The creatives spent hours scribbling ideas on a whiteboard at the production base camp. As the first tribal approached, they were still coming up empty. “I will never forget Mark saying with absolute clarity and conviction, ‘OK, here’s what you say. You tell them, ‘Well, obviously, your tribe don’t want you round no more,’” Probst says. The new host begged off and a disappointed Burnett snapped back with a terse reply: “He said ‘I don’t know what to tell you, Jeff. The tribe has spoken.’ And there it was. Four beautiful words.”

A few moments before the ceremony, Burnett and Probst differed once more. “Mark asked me to wear an ear piece that would allow him to talk to me and suggest questions,” he says. “I pushed back. I wanted the opportunity to put myself inside the story and see where it would lead. To his enormous credit, he said yes.”

Probst poked and prodded every three nights for 39 days. The tribes came, saw, discussed, voted, ousted, rinse, repeat. It worked just fine, but it wasn’t much to write home about. That is, until truck driver Susan Hawk stood up at the last tribal council and lashed out at finalists Richard Hatch and Kelly Wiglesworth by comparing the two to a snake and a rat, respectively. At the end of the speech—which was watched live by about 51 million people—she implored the jury members to throw their support to Hatch because it was the way “Mother Nature intended”:

This island is pretty much full of only two things: snakes and rats. And in the end of Mother Nature, we have Richard the snake, who knowingly went after prey, and Kelly, who turned into the rat that ran around like the rats do on this island, trying to run from the snake. I feel we owe it to the island’s spirits that we have learned to come to know to let it be in the end the way that Mother Nature intended it to be. For the snake to eat the rat.

Hatch won by a single vote.

“Nobody saw that speech coming!” says Peterson, who was in the room where it happened. “We were all acting silly and she gave a soliloquy. It cemented the show, and it let future players know that they could really do things on Survivor.”

Through Two Decades and 40 Seasons, the Tribal Council Remains the Heart of ‘Survivor’ (2) CBS

“You want to know what’s stayed the same about Survivor? We are still freaking out on the inside beforehand.”

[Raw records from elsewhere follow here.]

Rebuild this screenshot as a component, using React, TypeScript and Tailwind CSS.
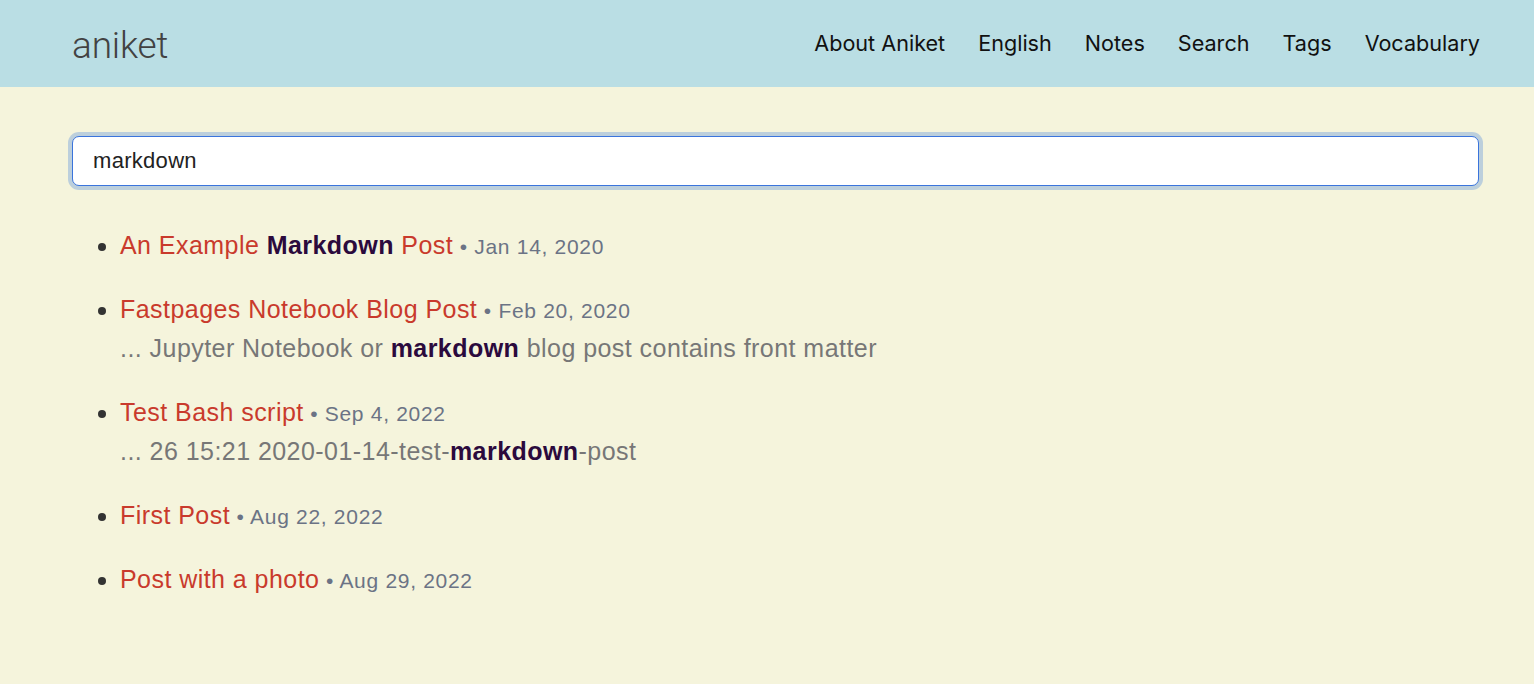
import React, { useState } from 'react';

type Post = {
  title: React.ReactNode;
  date: string;
  snippet?: React.ReactNode;
};

const Hit = ({ children }: { children: React.ReactNode }) => (
  <strong className="font-bold text-[#2b0a3d]">{children}</strong>
);

const posts: Post[] = [
  {
    title: (
      <>
        An Example <Hit>Markdown</Hit> Post
      </>
    ),
    date: 'Jan 14, 2020',
  },
  {
    title: 'Fastpages Notebook Blog Post',
    date: 'Feb 20, 2020',
    snippet: (
      <>
        ... Jupyter Notebook or <Hit>markdown</Hit> blog post contains front matter
      </>
    ),
  },
  {
    title: 'Test Bash script',
    date: 'Sep 4, 2022',
    snippet: (
      <>
        ... 26 15:21 2020-01-14-test-<Hit>markdown</Hit>-post
      </>
    ),
  },
  { title: 'First Post', date: 'Aug 22, 2022' },
  { title: 'Post with a photo', date: 'Aug 29, 2022' },
];

const navLinks = ['About Aniket', 'English', 'Notes', 'Search', 'Tags', 'Vocabulary'];

const App = () => {
  const [query, setQuery] = useState('markdown');

  return (
    <div className="min-h-[684px] bg-[#f5f4dc] font-['Liberation_Sans',Arial,sans-serif]">
      {/* Header */}
      <header className="h-[87px] bg-[#badee4]">
        <div className="flex h-full items-center justify-between pl-[72px] pr-[54px]">
          <a href="#" className="pt-[4px] font-['Roboto',sans-serif] text-[37px] font-light leading-none tracking-[-0.2px] text-[#424242]">
            aniket
          </a>
          <nav className="flex items-center gap-[33px] font-['Inter',sans-serif] text-[21.6px] text-[#111]">
            {navLinks.map((link) => (
              <a key={link} href="#" className="leading-none">
                {link}
              </a>
            ))}
          </nav>
        </div>
      </header>

      {/* Search */}
      <main className="pl-[72px] pr-[55px] pt-[49px]">
        <input
          value={query}
          onChange={(e) => setQuery(e.target.value)}
          autoFocus
          className="block h-[50px] w-full rounded-[7px] border border-[#3a74dc] bg-white px-[20px] text-[22px] tracking-[0.3px] text-[#222] caret-[#222] shadow-[0_0_0_4px_#bccfdc] outline-none"
        />

        <ul className="mt-[40px] list-disc pl-[48px] marker:text-[#333]">
          {posts.map((post, i) => (
            <li key={i} className="mb-[25px] text-[25px] leading-[39px] tracking-[0.45px]">
              <a href="#" className="text-[#c93a2c]">
                {post.title}
              </a>
              <span className="text-[21px] leading-none tracking-[0.7px] text-[#6b7385]"> • {post.date}</span>
              {post.snippet && <div className="text-[#777]">{post.snippet}</div>}
            </li>
          ))}
        </ul>
      </main>
    </div>
  );
};

export default App;
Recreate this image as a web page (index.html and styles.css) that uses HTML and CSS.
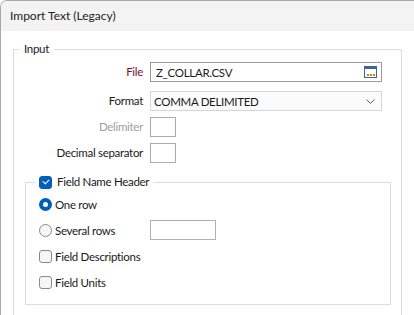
FILE: index.html
```html
<!DOCTYPE html>
<html lang="en">
<head>
  <meta charset="UTF-8">
  <title>Import Text (Legacy)</title>
  <link rel="stylesheet" href="styles.css">
</head>
<body>
  <div class="window">
    <div class="titlebar">Import Text (Legacy)</div>
    <div class="content">
      <fieldset class="group">
        <legend>Input</legend>
        <div class="form">
          <label class="lbl lbl-file">File</label>
          <div class="field field-file">
            <span>Z_COLLAR.CSV</span>
            <svg class="browse" width="13" height="12" viewBox="0 0 13 12">
              <rect x="0.5" y="0.5" width="12" height="11" fill="#fff" stroke="#3f6598"/>
              <rect x="1" y="1" width="11" height="2" fill="#3f6598"/>
              <rect x="3" y="8" width="2" height="2" fill="#c9822a"/>
              <rect x="6" y="8" width="2" height="2" fill="#c9822a"/>
              <rect x="9" y="8" width="2" height="2" fill="#c9822a"/>
            </svg>
          </div>
          <label class="lbl">Format</label>
          <div class="field field-select">
            <span>COMMA DELIMITED</span>
            <svg class="chevron" width="9" height="5" viewBox="0 0 9 5">
              <path d="M0.5 0.5 L4.5 4.5 L8.5 0.5" fill="none" stroke="#606060" stroke-width="1"/>
            </svg>
          </div>
          <label class="lbl lbl-disabled">Delimiter</label>
          <div class="field field-small"></div>
          <label class="lbl">Decimal separator</label>
          <div class="field field-small"></div>
        </div>

        <fieldset class="group group-inner">
          <legend><span class="check check-on"></span>Field Name Header</legend>
          <div class="options">
            <div class="opt"><span class="radio radio-on"></span>One row</div>
            <div class="opt opt-rows">
              <span class="opt-label"><span class="radio"></span>Several rows</span>
              <div class="field field-rows"></div>
            </div>
            <div class="opt"><span class="check"></span>Field Descriptions</div>
            <div class="opt"><span class="check"></span>Field Units</div>
          </div>
        </fieldset>
      </fieldset>
    </div>
  </div>
</body>
</html>
```

FILE: styles.css
```css
body {
  margin: 0;
  font-family: Lato, "Liberation Sans", sans-serif;
  font-size: 11.5px;
  letter-spacing: -0.3px;
  color: #1a1a1a;
  background: #fff;
}

.window {
  height: 315px;
  border-top: 1px solid #a8a8a8;
  border-left: 1px solid #a8a8a8;
  border-top-left-radius: 7px;
  overflow: hidden;
  box-sizing: border-box;
}

.titlebar {
  height: 30px;
  line-height: 30px;
  padding-left: 9px;
  background: #f3f3f3;
  color: #222;
  font-size: 12px;
  letter-spacing: 0;
}

.content {
  padding: 10px 0 0 12px;
}

.group {
  margin: 0;
  padding: 0;
  border: 1px solid #dcdcdc;
  width: 389px;
  box-sizing: border-box;
  height: 330px;
}

.group legend {
  margin-left: 5px;
  padding: 0 5px;
  line-height: 16px;
}

.form {
  display: grid;
  grid-template-columns: 129px 232px;
  grid-template-rows: 23px 20px 20px 20px;
  column-gap: 7px;
  row-gap: 6px;
  margin-top: 5px;
}

.lbl {
  text-align: right;
  line-height: 20px;
}

.lbl-file {
  color: #7a1030;
}

.lbl-disabled {
  color: #a0a0a0;
}

.field {
  box-sizing: border-box;
  height: 20px;
  border: 1px solid #ababab;
  background: #fff;
  display: flex;
  align-items: center;
  justify-content: space-between;
}

.field-file {
  border-color: #9c9c9c;
  padding: 0 4px 0 5px;
}

.field-select {
  border-color: #d6d6d6;
  background: #fbfbfb;
  padding: 0 6px 0 3px;
}

.field-small {
  width: 26px;
}

.group-inner {
  width: 366px;
  height: 131px;
  margin: 11px 0 0 11px;
  padding: 4px 0 0 13px;
}

.group-inner legend {
  margin-left: -4px;
  padding: 0 4px;
  display: flex;
  align-items: center;
  gap: 5px;
}

.options {
  display: grid;
  grid-auto-rows: 20px;
  row-gap: 6px;
}

.opt, .opt-label {
  display: flex;
  align-items: center;
  gap: 3px;
}

.opt-rows {
  display: grid;
  grid-template-columns: 108px 66px;
}

.field-rows {
  border-color: #b0b0b0;
}

.check {
  width: 13px;
  height: 13px;
  box-sizing: border-box;
  border: 1px solid #8a8a8a;
  border-radius: 3px;
  background: #f6f6f6;
  position: relative;
}

.check-on {
  background: #005fb8;
  border-color: #005fb8;
}

.check-on::after {
  content: "";
  position: absolute;
  left: 3px;
  top: 2px;
  width: 5px;
  height: 3px;
  border-left: 1.3px solid #fff;
  border-bottom: 1.3px solid #fff;
  transform: rotate(-45deg);
}

.radio {
  width: 13px;
  height: 13px;
  box-sizing: border-box;
  border: 1px solid #8a8a8a;
  border-radius: 50%;
  background: #f6f6f6;
}

.radio-on {
  border: 4px solid #005fb8;
  background: #fff;
}
```
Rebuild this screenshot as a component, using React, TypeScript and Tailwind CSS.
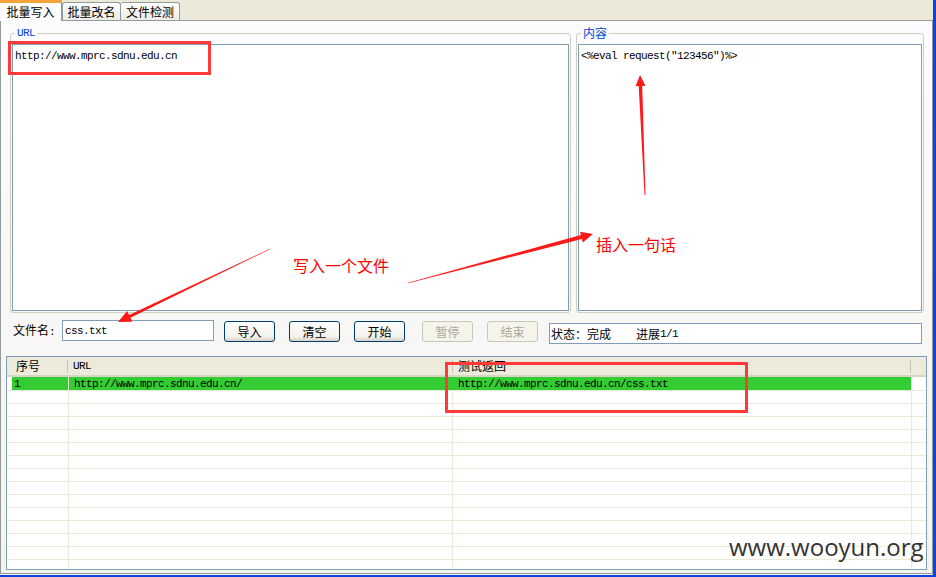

Four-time contestant Parvati Shallow is on the phone and she has thoughts about the endurance of tribal council. She’s also in the mood to share a few behind-the-scenes tidbits. That quickie stock footage of torch-carrying players walking in the pitch-black darkness to the set? No more. Everyone is now escorted via a speed boat before getting into a canvas-covered truck for the last leg of the trip. All windows are blacked-out to obscure surroundings. Talking is forbidden until the cameras are turned on. The prolonged tension often leads to gut-churning nerves: “I have to do yoga chants just to avoid having a full-blown panic attack. People are twitching and shaking. I’ve seen players run off and have diarrhea in the bushes.” (She confirms that no one has vomited—yet.)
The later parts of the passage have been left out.